** Begin Stored records **
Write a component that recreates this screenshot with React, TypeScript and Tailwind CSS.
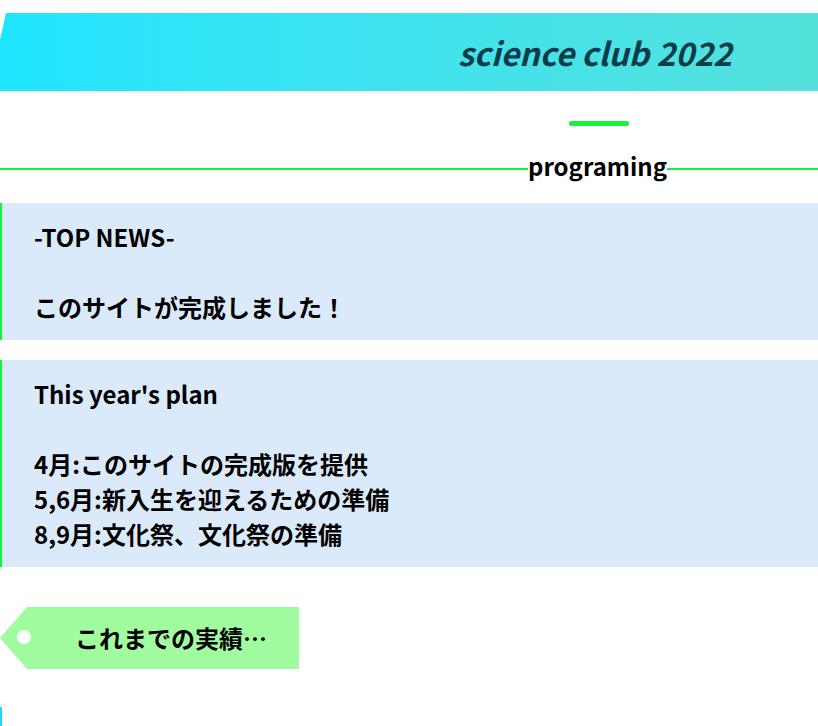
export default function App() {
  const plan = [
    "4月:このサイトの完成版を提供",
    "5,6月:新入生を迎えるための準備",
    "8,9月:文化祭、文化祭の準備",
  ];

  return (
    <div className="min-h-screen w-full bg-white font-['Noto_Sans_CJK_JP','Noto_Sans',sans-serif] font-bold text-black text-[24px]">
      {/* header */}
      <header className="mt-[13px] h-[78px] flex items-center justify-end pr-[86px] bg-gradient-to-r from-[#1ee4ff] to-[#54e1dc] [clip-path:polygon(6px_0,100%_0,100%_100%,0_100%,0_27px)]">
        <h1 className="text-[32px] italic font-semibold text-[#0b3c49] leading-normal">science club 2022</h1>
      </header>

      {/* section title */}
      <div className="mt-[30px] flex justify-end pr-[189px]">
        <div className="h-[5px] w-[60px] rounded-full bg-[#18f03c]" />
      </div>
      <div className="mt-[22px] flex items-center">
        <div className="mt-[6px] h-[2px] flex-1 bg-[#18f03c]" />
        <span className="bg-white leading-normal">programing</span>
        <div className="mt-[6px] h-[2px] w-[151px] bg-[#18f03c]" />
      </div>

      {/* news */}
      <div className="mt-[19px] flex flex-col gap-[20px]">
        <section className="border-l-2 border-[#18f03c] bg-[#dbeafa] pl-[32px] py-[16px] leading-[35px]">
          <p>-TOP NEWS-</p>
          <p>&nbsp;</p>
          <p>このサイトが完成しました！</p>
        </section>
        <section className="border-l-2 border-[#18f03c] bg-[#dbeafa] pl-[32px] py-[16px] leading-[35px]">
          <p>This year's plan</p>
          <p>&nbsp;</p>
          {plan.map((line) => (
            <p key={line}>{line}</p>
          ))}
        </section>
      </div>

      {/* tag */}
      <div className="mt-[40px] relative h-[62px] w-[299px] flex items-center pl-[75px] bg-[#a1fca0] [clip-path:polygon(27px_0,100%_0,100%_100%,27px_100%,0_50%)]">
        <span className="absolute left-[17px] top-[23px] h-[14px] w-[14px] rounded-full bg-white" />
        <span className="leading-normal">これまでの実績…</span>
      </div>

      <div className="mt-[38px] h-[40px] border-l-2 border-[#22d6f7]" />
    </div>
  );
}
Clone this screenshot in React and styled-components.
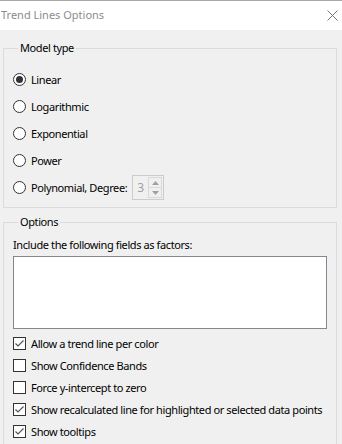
** End Stored records **
* Task description: Your copy should hold every record word for word and none of the pictures.

* Task answer:
Write a component that recreates this screenshot with React, TypeScript and Tailwind CSS.
export default function App() {
  const plan = [
    "4月:このサイトの完成版を提供",
    "5,6月:新入生を迎えるための準備",
    "8,9月:文化祭、文化祭の準備",
  ];

  return (
    <div className="min-h-screen w-full bg-white font-['Noto_Sans_CJK_JP','Noto_Sans',sans-serif] font-bold text-black text-[24px]">
      {/* header */}
      <header className="mt-[13px] h-[78px] flex items-center justify-end pr-[86px] bg-gradient-to-r from-[#1ee4ff] to-[#54e1dc] [clip-path:polygon(6px_0,100%_0,100%_100%,0_100%,0_27px)]">
        <h1 className="text-[32px] italic font-semibold text-[#0b3c49] leading-normal">science club 2022</h1>
      </header>

      {/* section title */}
      <div className="mt-[30px] flex justify-end pr-[189px]">
        <div className="h-[5px] w-[60px] rounded-full bg-[#18f03c]" />
      </div>
      <div className="mt-[22px] flex items-center">
        <div className="mt-[6px] h-[2px] flex-1 bg-[#18f03c]" />
        <span className="bg-white leading-normal">programing</span>
        <div className="mt-[6px] h-[2px] w-[151px] bg-[#18f03c]" />
      </div>

      {/* news */}
      <div className="mt-[19px] flex flex-col gap-[20px]">
        <section className="border-l-2 border-[#18f03c] bg-[#dbeafa] pl-[32px] py-[16px] leading-[35px]">
          <p>-TOP NEWS-</p>
          <p>&nbsp;</p>
          <p>このサイトが完成しました！</p>
        </section>
        <section className="border-l-2 border-[#18f03c] bg-[#dbeafa] pl-[32px] py-[16px] leading-[35px]">
          <p>This year's plan</p>
          <p>&nbsp;</p>
          {plan.map((line) => (
            <p key={line}>{line}</p>
          ))}
        </section>
      </div>

      {/* tag */}
      <div className="mt-[40px] relative h-[62px] w-[299px] flex items-center pl-[75px] bg-[#a1fca0] [clip-path:polygon(27px_0,100%_0,100%_100%,27px_100%,0_50%)]">
        <span className="absolute left-[17px] top-[23px] h-[14px] w-[14px] rounded-full bg-white" />
        <span className="leading-normal">これまでの実績…</span>
      </div>

      <div className="mt-[38px] h-[40px] border-l-2 border-[#22d6f7]" />
    </div>
  );
}
Clone this screenshot in React and styled-components.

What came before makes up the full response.